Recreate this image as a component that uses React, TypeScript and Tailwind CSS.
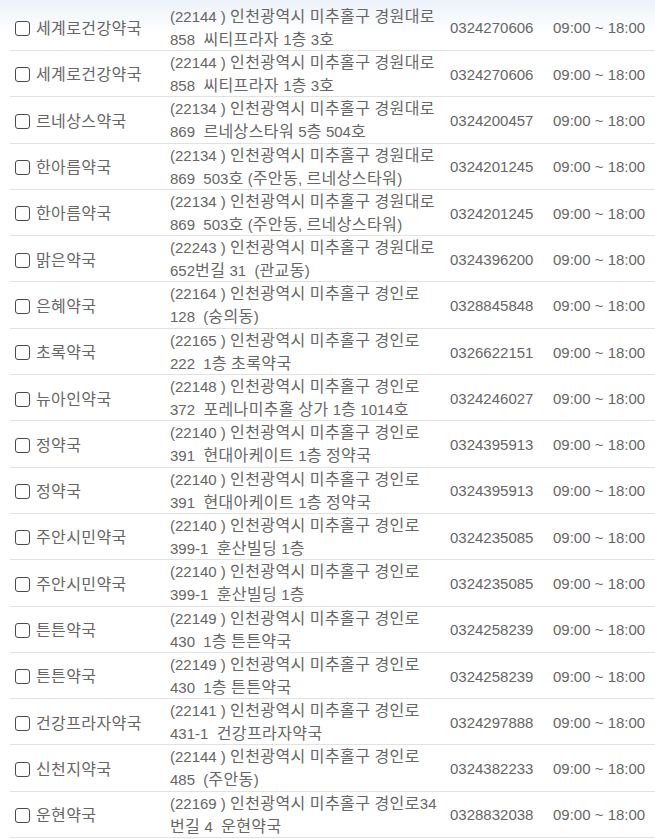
import React from "react";

type Row = { name: string; a1: string; a2: string; phone: string };

const rows: Row[] = [
  { name: "세계로건강약국", a1: "(22144 ) 인천광역시 미추홀구 경원대로", a2: "858\u00a0 씨티프라자 1층 3호", phone: "0324270606" },
  { name: "세계로건강약국", a1: "(22144 ) 인천광역시 미추홀구 경원대로", a2: "858\u00a0 씨티프라자 1층 3호", phone: "0324270606" },
  { name: "르네상스약국", a1: "(22134 ) 인천광역시 미추홀구 경원대로", a2: "869\u00a0 르네상스타워 5층 504호", phone: "0324200457" },
  { name: "한아름약국", a1: "(22134 ) 인천광역시 미추홀구 경원대로", a2: "869\u00a0 503호 (주안동, 르네상스타워)", phone: "0324201245" },
  { name: "한아름약국", a1: "(22134 ) 인천광역시 미추홀구 경원대로", a2: "869\u00a0 503호 (주안동, 르네상스타워)", phone: "0324201245" },
  { name: "맑은약국", a1: "(22243 ) 인천광역시 미추홀구 경원대로", a2: "652번길 31\u00a0 (관교동)", phone: "0324396200" },
  { name: "은혜약국", a1: "(22164 ) 인천광역시 미추홀구 경인로", a2: "128\u00a0 (숭의동)", phone: "0328845848" },
  { name: "초록약국", a1: "(22165 ) 인천광역시 미추홀구 경인로", a2: "222\u00a0 1층 초록약국", phone: "0326622151" },
  { name: "뉴아인약국", a1: "(22148 ) 인천광역시 미추홀구 경인로", a2: "372\u00a0 포레나미추홀 상가 1층 1014호", phone: "0324246027" },
  { name: "정약국", a1: "(22140 ) 인천광역시 미추홀구 경인로", a2: "391\u00a0 현대아케이트 1층 정약국", phone: "0324395913" },
  { name: "정약국", a1: "(22140 ) 인천광역시 미추홀구 경인로", a2: "391\u00a0 현대아케이트 1층 정약국", phone: "0324395913" },
  { name: "주안시민약국", a1: "(22140 ) 인천광역시 미추홀구 경인로", a2: "399-1\u00a0 훈산빌딩 1층", phone: "0324235085" },
  { name: "주안시민약국", a1: "(22140 ) 인천광역시 미추홀구 경인로", a2: "399-1\u00a0 훈산빌딩 1층", phone: "0324235085" },
  { name: "튼튼약국", a1: "(22149 ) 인천광역시 미추홀구 경인로", a2: "430\u00a0 1층 튼튼약국", phone: "0324258239" },
  { name: "튼튼약국", a1: "(22149 ) 인천광역시 미추홀구 경인로", a2: "430\u00a0 1층 튼튼약국", phone: "0324258239" },
  { name: "건강프라자약국", a1: "(22141 ) 인천광역시 미추홀구 경인로", a2: "431-1\u00a0 건강프라자약국", phone: "0324297888" },
  { name: "신천지약국", a1: "(22144 ) 인천광역시 미추홀구 경인로", a2: "485\u00a0 (주안동)", phone: "0324382233" },
  { name: "운현약국", a1: "(22169 ) 인천광역시 미추홀구 경인로34", a2: "번길 4\u00a0 운현약국", phone: "0328832038" },
];

function K({ s }: { s: string }) {
  const parts = s.split(/([\uac00-\ud7a3]+)/);
  return (
    <>
      {parts.map((p, i) =>
        /^[\uac00-\ud7a3]+$/.test(p) ? (
          <span key={i} className="text-[16px] tracking-[0.4px]">
            {p}
          </span>
        ) : (
          <React.Fragment key={i}>{p}</React.Fragment>
        )
      )}
    </>
  );
}

export default function App() {
  return (
    <div
      className="w-[655px] h-[839px] overflow-hidden bg-[linear-gradient(to_bottom,#edf2fa,#ffffff_34px)] text-[#666] text-[15px]"
      style={{ fontFamily: '"Liberation Sans", "Noto Sans CJK KR", sans-serif' }}
    >
      <div className="pt-[4.7px] pl-[10px]">
        {rows.map((r, i) => (
          <div
            key={i}
            className="grid grid-cols-[160px_280px_103px_1fr] h-[46.3px] border-b border-[#e2e2e2] box-border"
          >
            <div className="flex items-center pl-[5px] gap-[6px] pt-[2px] leading-[23px]">
              <span className="inline-block w-[15px] h-[15px] rounded-[3px] border border-[#4a4a4a] bg-white shrink-0" />
              <span className="whitespace-nowrap">
                <K s={r.name} />
              </span>
            </div>
            <div className="leading-[23px] whitespace-pre">
              <div>
                <K s={r.a1} />
              </div>
              <div>
                <K s={r.a2} />
              </div>
            </div>
            <div className="flex items-center pt-[2px] whitespace-nowrap">{r.phone}</div>
            <div className="flex items-center pt-[2px] whitespace-nowrap">09:00 ~ 18:00</div>
          </div>
        ))}
      </div>
    </div>
  );
}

◆ ◆ ◆ ◆ ◆

Each line of the material must be retyped exactly, except that images are omitted.

Recreate this image as a component that uses React, TypeScript and Tailwind CSS.
import React from "react";

type Row = { name: string; a1: string; a2: string; phone: string };

const rows: Row[] = [
  { name: "세계로건강약국", a1: "(22144 ) 인천광역시 미추홀구 경원대로", a2: "858\u00a0 씨티프라자 1층 3호", phone: "0324270606" },
  { name: "세계로건강약국", a1: "(22144 ) 인천광역시 미추홀구 경원대로", a2: "858\u00a0 씨티프라자 1층 3호", phone: "0324270606" },
  { name: "르네상스약국", a1: "(22134 ) 인천광역시 미추홀구 경원대로", a2: "869\u00a0 르네상스타워 5층 504호", phone: "0324200457" },
  { name: "한아름약국", a1: "(22134 ) 인천광역시 미추홀구 경원대로", a2: "869\u00a0 503호 (주안동, 르네상스타워)", phone: "0324201245" },
  { name: "한아름약국", a1: "(22134 ) 인천광역시 미추홀구 경원대로", a2: "869\u00a0 503호 (주안동, 르네상스타워)", phone: "0324201245" },
  { name: "맑은약국", a1: "(22243 ) 인천광역시 미추홀구 경원대로", a2: "652번길 31\u00a0 (관교동)", phone: "0324396200" },
  { name: "은혜약국", a1: "(22164 ) 인천광역시 미추홀구 경인로", a2: "128\u00a0 (숭의동)", phone: "0328845848" },
  { name: "초록약국", a1: "(22165 ) 인천광역시 미추홀구 경인로", a2: "222\u00a0 1층 초록약국", phone: "0326622151" },
  { name: "뉴아인약국", a1: "(22148 ) 인천광역시 미추홀구 경인로", a2: "372\u00a0 포레나미추홀 상가 1층 1014호", phone: "0324246027" },
  { name: "정약국", a1: "(22140 ) 인천광역시 미추홀구 경인로", a2: "391\u00a0 현대아케이트 1층 정약국", phone: "0324395913" },
  { name: "정약국", a1: "(22140 ) 인천광역시 미추홀구 경인로", a2: "391\u00a0 현대아케이트 1층 정약국", phone: "0324395913" },
  { name: "주안시민약국", a1: "(22140 ) 인천광역시 미추홀구 경인로", a2: "399-1\u00a0 훈산빌딩 1층", phone: "0324235085" },
  { name: "주안시민약국", a1: "(22140 ) 인천광역시 미추홀구 경인로", a2: "399-1\u00a0 훈산빌딩 1층", phone: "0324235085" },
  { name: "튼튼약국", a1: "(22149 ) 인천광역시 미추홀구 경인로", a2: "430\u00a0 1층 튼튼약국", phone: "0324258239" },
  { name: "튼튼약국", a1: "(22149 ) 인천광역시 미추홀구 경인로", a2: "430\u00a0 1층 튼튼약국", phone: "0324258239" },
  { name: "건강프라자약국", a1: "(22141 ) 인천광역시 미추홀구 경인로", a2: "431-1\u00a0 건강프라자약국", phone: "0324297888" },
  { name: "신천지약국", a1: "(22144 ) 인천광역시 미추홀구 경인로", a2: "485\u00a0 (주안동)", phone: "0324382233" },
  { name: "운현약국", a1: "(22169 ) 인천광역시 미추홀구 경인로34", a2: "번길 4\u00a0 운현약국", phone: "0328832038" },
];

function K({ s }: { s: string }) {
  const parts = s.split(/([\uac00-\ud7a3]+)/);
  return (
    <>
      {parts.map((p, i) =>
        /^[\uac00-\ud7a3]+$/.test(p) ? (
          <span key={i} className="text-[16px] tracking-[0.4px]">
            {p}
          </span>
        ) : (
          <React.Fragment key={i}>{p}</React.Fragment>
        )
      )}
    </>
  );
}

export default function App() {
  return (
    <div
      className="w-[655px] h-[839px] overflow-hidden bg-[linear-gradient(to_bottom,#edf2fa,#ffffff_34px)] text-[#666] text-[15px]"
      style={{ fontFamily: '"Liberation Sans", "Noto Sans CJK KR", sans-serif' }}
    >
      <div className="pt-[4.7px] pl-[10px]">
        {rows.map((r, i) => (
          <div
            key={i}
            className="grid grid-cols-[160px_280px_103px_1fr] h-[46.3px] border-b border-[#e2e2e2] box-border"
          >
            <div className="flex items-center pl-[5px] gap-[6px] pt-[2px] leading-[23px]">
              <span className="inline-block w-[15px] h-[15px] rounded-[3px] border border-[#4a4a4a] bg-white shrink-0" />
              <span className="whitespace-nowrap">
                <K s={r.name} />
              </span>
            </div>
            <div className="leading-[23px] whitespace-pre">
              <div>
                <K s={r.a1} />
              </div>
              <div>
                <K s={r.a2} />
              </div>
            </div>
            <div className="flex items-center pt-[2px] whitespace-nowrap">{r.phone}</div>
            <div className="flex items-center pt-[2px] whitespace-nowrap">09:00 ~ 18:00</div>
          </div>
        ))}
      </div>
    </div>
  );
}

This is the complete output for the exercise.